Quand la beauté devient sacrificielle
Ce phénomène n’est pas isolé. Il s’inscrit dans une logique bien connue de l’esthétique sacrificielle : cette idéologie silencieuse qui valorise la douleur, l’inconfort, voire les risques, tant qu’ils mènent à une apparence désirable. Se parfumer les sourcils devient alors un énième rappel que, pour les femmes, être belle reste souvent synonyme de souffrir un peu.
Talons vertigineux, épilations méticuleuses, régimes drastiques, maquillage longue tenue… Les injonctions à l’effort esthétique sont omniprésentes.

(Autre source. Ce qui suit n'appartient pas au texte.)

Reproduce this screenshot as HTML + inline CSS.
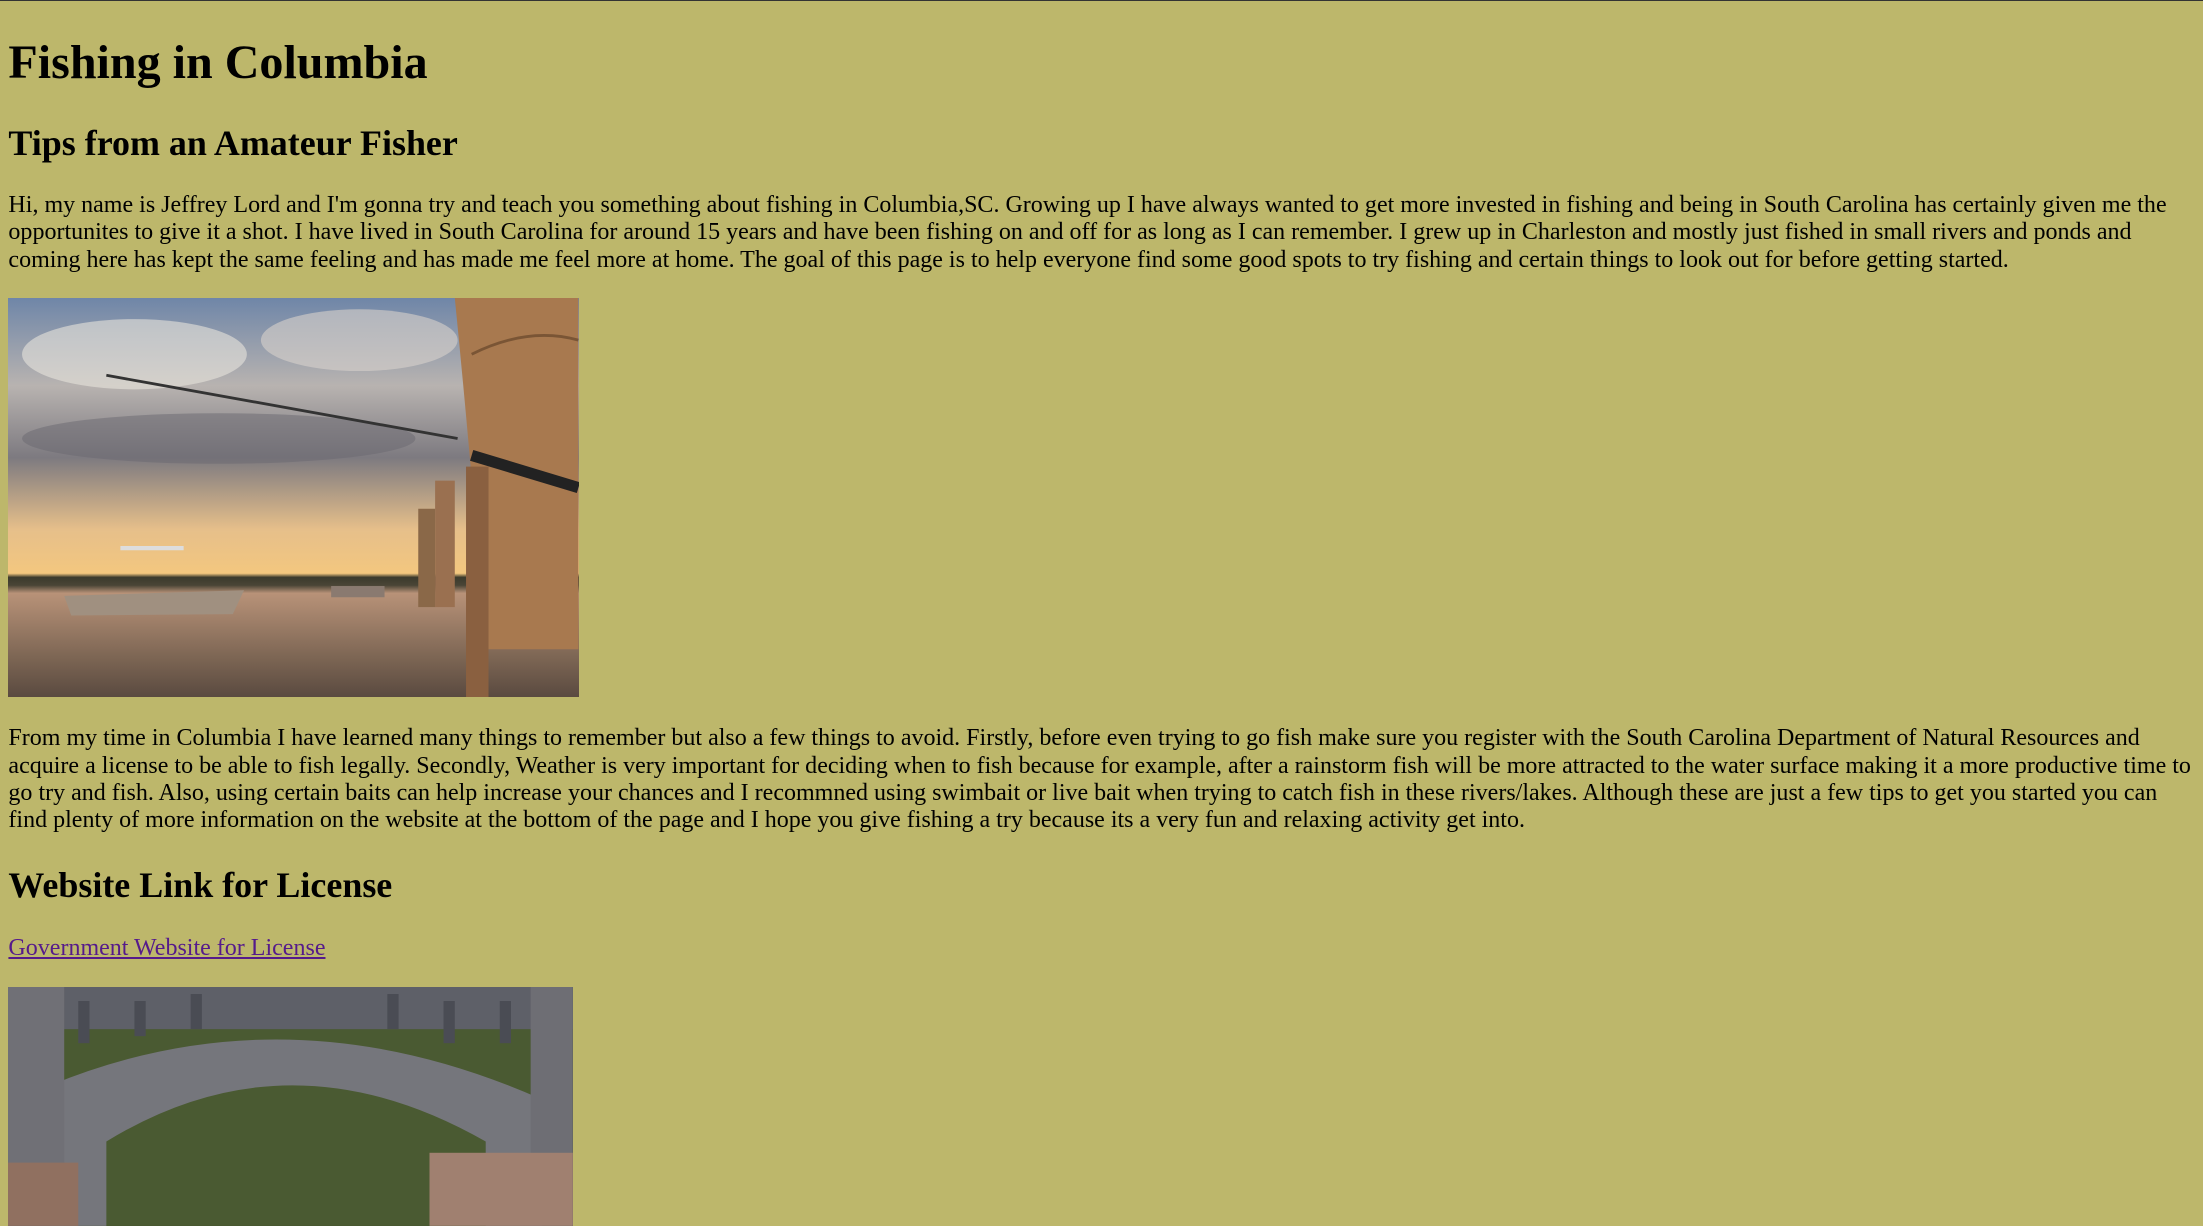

Cette tendance TikTok ne fait que prolonger cette culture du « tu dois le mériter » : mériter d’être belle, mériter d’être sentie, mériter d’être regardée. Même si cela implique de fragiliser son corps pour quelques secondes d’attention.
Un fantasme de féminité qui pèse lourd
Ce n’est pas un hasard si la figure de Marilyn Monroe est convoquée ici. Icône glamour par excellence, elle incarne un idéal de sensualité éternel. Mais on oublie souvent à quel prix. Réduire Marilyn à un “beauty hack” TikTok, c’est nier la violence symbolique qu’elle a subie : hypersexualisation, pressions esthétiques, objectification. Elle ne se parfumait pas les sourcils pour le plaisir, mais parce qu’on attendait d’elle qu’elle sente bon, de la tête aux pieds — même derrière les genoux.
Dans un monde où les hommes peuvent encore se réclamer « naturels » avec du déodorant 48h, cette nouvelle tendance souligne cruellement que les exigences envers le corps féminin restent profondément inégalitaires.
Et si on arrêtait de transformer chaque geste en injonction ?
Finalement, cette tendance n’a rien d’innocent. Elle incarne une nouvelle manière d’enfermer les femmes dans des pratiques superficielles, sous couvert de nostalgie ou de glamour. Car se parfumer les sourcils ne relève pas d’une envie personnelle, mais bien d’une norme sociale déguisée : celle qui pousse à être désirable partout, tout le temps, jusque dans les détails invisibles.
Il est peut-être temps de laisser cette astuce dans les archives de l’INA, et de repenser nos rapports à la beauté et à la féminité. Non, vous ne devez rien à l’œil (ni au nez) des autres. Et surtout pas le confort de vos sourcils.